En fait Hermanis comprend l’opéra comme une métaphore de l’oeuvre de Beuys, presque une ultérieure oeuvre posthume (Beuys est mort en 1986), en s’appuyant à la fois sur son amour des légendes celtiques et sur la conception syncrétique de l’art selon Beuys, selon lequel il n’y a pas de séparation entre art et vie, entre humanité et nature et qui pense que nous sommes tous part d’un unique organisme, lui qui fut l’un des premiers artistes penseurs de l’écologie.

Le combi © DPA

Il en résulte des moments forts, apparition du chevalier vert sur son cheval, incendie final du monde, château de Bertilak devenu l’espace des voitures enchevêtrées et notamment un vieux minibus Volkswagen “Combi” envahi par une humanité animale. Tous les humains, les femmes notamment, aussi bien la fée Morgane que Lady de Hautdesert, sont (presque) représentées comme des femmes des cavernes, échevelées et simiesques, le roi Arthur est en fauteuil à roulettes: seul Gawain-Beuys garde avec Bertilak un reste (un zeste) d’humanité finissante.

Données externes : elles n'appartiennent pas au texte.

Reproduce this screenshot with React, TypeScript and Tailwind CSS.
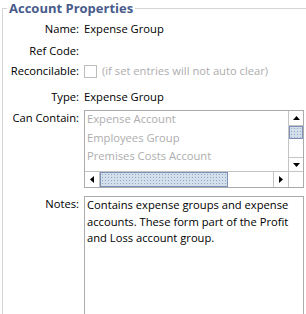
import React from "react";

const FONT = "font-['Segoe_UI','Open_Sans','Noto_Sans',sans-serif]";

function Arrow({ dir }: { dir: "up" | "down" | "left" | "right" }) {
  const pts = {
    up: "0,4 7,4 3.5,0",
    down: "0,0 7,0 3.5,4",
    left: "4,0 4,7 0,3.5",
    right: "0,0 0,7 4,3.5",
  }[dir];
  const vertical = dir === "up" || dir === "down";
  return (
    <svg width={vertical ? 7 : 4} height={vertical ? 4 : 7} viewBox={vertical ? "0 0 7 4" : "0 0 4 7"}>
      <polygon points={pts} fill="#000" />
    </svg>
  );
}

const THUMB =
  "bg-[#d3e0ec] bg-[image:radial-gradient(circle,#8fa6c4_0.6px,transparent_0.9px)] bg-[size:3px_3px] border border-[#7e8fb8]";

function ListBox() {
  const items = ["Expense Account", "Employees Group", "Premises Costs Account", "Purchases Account"];
  return (
    <div className="grid h-[78px] w-[220px] grid-cols-[1fr_15px] grid-rows-[1fr_16px] border border-[#ababab] bg-white">
      <div className="overflow-hidden pl-[2px]">
        {items.map((t) => (
          <div key={t} className="h-[18.5px] whitespace-nowrap text-[11.2px] leading-[16px] text-[#adadad]">
            {t}
          </div>
        ))}
      </div>
      <div className="flex flex-col border-l border-[#c4c4c4]">
        <div className="flex h-[15px] items-center justify-center border-b border-[#c4c4c4]">
          <Arrow dir="up" />
        </div>
        <div className={`h-[13px] ${THUMB}`} />
        <div className="flex-1" />
        <div className="flex h-[14px] items-center justify-center border-t border-[#c4c4c4]">
          <Arrow dir="down" />
        </div>
      </div>
      <div className="flex border-t border-[#c4c4c4]">
        <div className="flex w-[15px] items-center justify-center border-r border-[#c4c4c4]">
          <Arrow dir="left" />
        </div>
        <div className={`w-[128px] ${THUMB}`} />
        <div className="flex-1" />
        <div className="flex w-[15px] items-center justify-center border-l border-[#c4c4c4]">
          <Arrow dir="right" />
        </div>
      </div>
      <div className="border-l border-t border-[#c4c4c4] bg-white" />
    </div>
  );
}

function Label({ children, top }: { children: React.ReactNode; top?: boolean }) {
  return (
    <div className={`flex w-[76px] justify-end whitespace-nowrap text-[11.2px] text-black ${top ? "items-start" : "items-center"}`}>
      {children}
    </div>
  );
}

export default function App() {
  return (
    <div className={`h-[314px] w-[306px] overflow-hidden bg-white ${FONT}`}>
      <fieldset className="ml-[2px] h-[340px] w-[330px] border-l border-t border-[#d5d5d5]">
        <legend className="ml-[4px] px-[2px] text-[13px] font-bold leading-[16px] text-[#485b8c]">
          Account Properties
        </legend>

        <div className="flex flex-col">
          <div className="mt-[4px] flex h-[18px] gap-[5px]">
            <Label>Name:</Label>
            <div className="flex items-center text-[11.2px] text-black">Expense Group</div>
          </div>

          <div className="mt-[4px] flex h-[18px] gap-[5px]">
            <Label>Ref Code:</Label>
          </div>

          <div className="mt-[2px] flex h-[18px] gap-[5px]">
            <Label>Reconcilable:</Label>
            <div className="flex items-center gap-[5px]">
              <div className="h-[13px] w-[13px] border border-[#bcbcbc] bg-white" />
              <span className="text-[11.2px] text-[#adadad]">(if set entries will not auto clear)</span>
            </div>
          </div>

          <div className="mt-[8px] flex h-[18px] gap-[5px]">
            <Label>Type:</Label>
            <div className="flex items-center text-[11.2px] text-black">Expense Group</div>
          </div>

          <div className="mt-[4px] flex gap-[5px]">
            <Label top>
              <span className="leading-[16px]">Can Contain:</span>
            </Label>
            <ListBox />
          </div>

          <div className="mt-[8px] flex gap-[5px]">
            <Label top>
              <span className="leading-[16.5px]">Notes:</span>
            </Label>
            <div className="h-[140px] w-[220px] border border-[#ababab] bg-white px-[2px] text-[11.2px] leading-[16.5px] text-black">
              Contains expense groups and expense accounts. These form part of the Profit and Loss account group.
            </div>
          </div>
        </div>
      </fieldset>
    </div>
  );
}
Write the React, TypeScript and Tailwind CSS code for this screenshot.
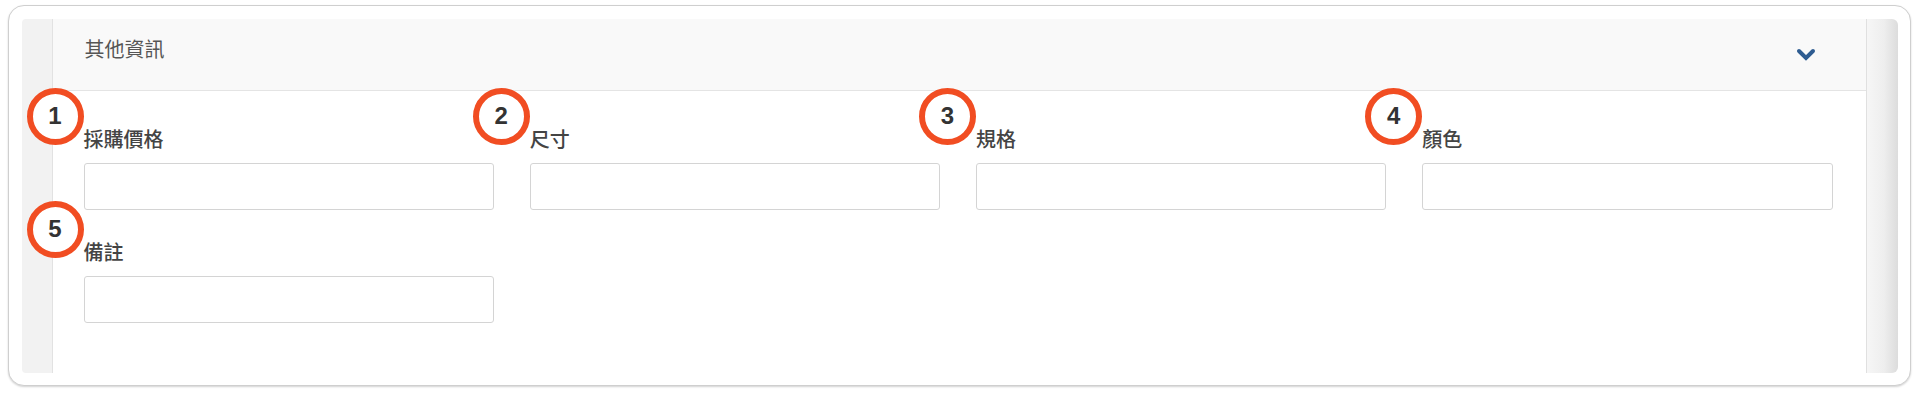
import React from "react";

const cjk = { fontFamily: '"Noto Sans CJK TC", "Noto Sans", sans-serif' };

function Badge({ n }: { n: number }) {
  return (
    <div
      className="absolute left-[-57px] top-[-39px] w-[57px] h-[57px] rounded-full border-[6px] border-[#f14d22] bg-white flex items-center justify-center"
      style={{ fontFamily: '"Liberation Sans", Arial, sans-serif' }}
    >
      <span className="text-[24px] font-bold text-[#333] leading-none">{n}</span>
    </div>
  );
}

function Field({ n, label }: { n: number; label: string }) {
  return (
    <div className="relative flex flex-col">
      <Badge n={n} />
      <label className="text-[20px] leading-[24px] font-medium text-[#444] h-[24px]" style={cjk}>
        {label}
      </label>
      <div className="mt-[12px] h-[47px] rounded-[3px] border-[1.5px] border-[#d4d4d4] bg-white" />
    </div>
  );
}

export default function App() {
  return (
    <div className="w-[1920px] h-[399px] bg-white pt-[5px] pl-[8px]">
      <div className="w-[1903px] h-[381px] rounded-[16px] border-[1.5px] border-[#cfcfcf] bg-white shadow-[0_1px_2px_rgba(0,0,0,0.18)] p-[12.5px]">
        <div className="flex h-full rounded-[4px] overflow-hidden">
          <div className="w-[31px] bg-[#f2f2f2] border-r border-[#e2e2e2] shrink-0" />
          <div className="flex-1 flex flex-col">
            <div className="h-[72px] bg-[#f9f9f9] border-b-[1.5px] border-[#e4e4e4] flex items-center justify-between pl-[32px] pr-[50px] pb-[10px]">
              <span className="text-[20px] text-[#555] leading-[24px]" style={cjk}>
                其他資訊
              </span>
              <svg width="20" height="14" viewBox="0 0 20 14" className="mt-[12px]">
                <polyline
                  points="3,3 10,10 17,3"
                  fill="none"
                  stroke="#2e5c91"
                  strokeWidth="4"
                  strokeLinecap="round"
                  strokeLinejoin="miter"
                />
              </svg>
            </div>
            <div className="flex-1 bg-white pl-[31px] pr-[33px] pt-[36px]">
              <div className="grid grid-cols-4 gap-x-[36px] gap-y-[30px]">
                <Field n={1} label="採購價格" />
                <Field n={2} label="尺寸" />
                <Field n={3} label="規格" />
                <Field n={4} label="顏色" />
                <Field n={5} label="備註" />
              </div>
            </div>
          </div>
          <div className="w-[32px] shrink-0 border-l border-[#e0e0e0] bg-[linear-gradient(to_right,#f6f6f6,#eeeeee_55%,#dcdcdc)] rounded-tr-[6px] rounded-br-[6px]" />
        </div>
      </div>
    </div>
  );
}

Gawain (Christopher Maltman) et Morgan le Fay (Laura Aikin) © DPA

À ce travail complexe et impressionnant correspond une dramaturgie difficile, très statique, et qui donne l’impression de s’étirer en longueur(s), notamment la seconde partie. La première en revanche (effet de nouveauté) passe assez bien, malgré une musique assez répétitive, une sorte de mélodie infinie qui n’est pas sans rappeler le travail de George Benjamin sur Written on Skin. Cette impression d’avancer sur place, qui correspond au fond au monde décrit par le livret, n’empêche pas de constater la complexité orchestrale, l’énormité du dispositif qui dépasse la fosse et s’étend sur les côtés pour placer les percussions, un travail sur l’épaisseur sur les niveaux sonores, plus que sur la mélodie. Ainsi Metzmacher, qui aime dominer ces énormes machines, et qui est familier de ces répertoires, fouille à plaisir la partition, d’une grande complexité, avec ses climax et ses contractions, comme si le même son se contractait et se dilatait sans cesse en une immense oratorio du rien.
La fin, avec un choeur remarquable (le Bach Chor de Salzbourg) dissimulé dans les coulisses, est comme un engloutissement de tous les rêves et de tous les possibles, comme si le monde s’était éteint. Metzmacher joue sur les contrastes, sur les sons les plus fins et les plus imperceptibles et sur les énormes explosions sonores. Une étrange impression de sur-place, avec un livret qui tient un peu trop de la litanie, avec ses répétitions et ses images, une impression de trou noir et en même temps une énorme machinerie musicale: le tout et le rien en une seul espace, sonore et physique.

Christopher Maltman © DPA

La distribution est au rendez-vous: Christopher Maltman en Gawain halluciné parcourant ce monde presque à reculons, ce héros hésitant qui se découvre être un homme sans rien d’héroïque compose un personnage (Beuys) totalement à part, avec une belle voix de baryton , très engagé dans le jeu, avec de très jolies couleurs: on sait que c’est un interprète hors pair (voir son Don Giovanni ici même à Salzbourg) et c’est presque une “performance” au sens plastique du terme qu’il nous offre ici, impressionnant.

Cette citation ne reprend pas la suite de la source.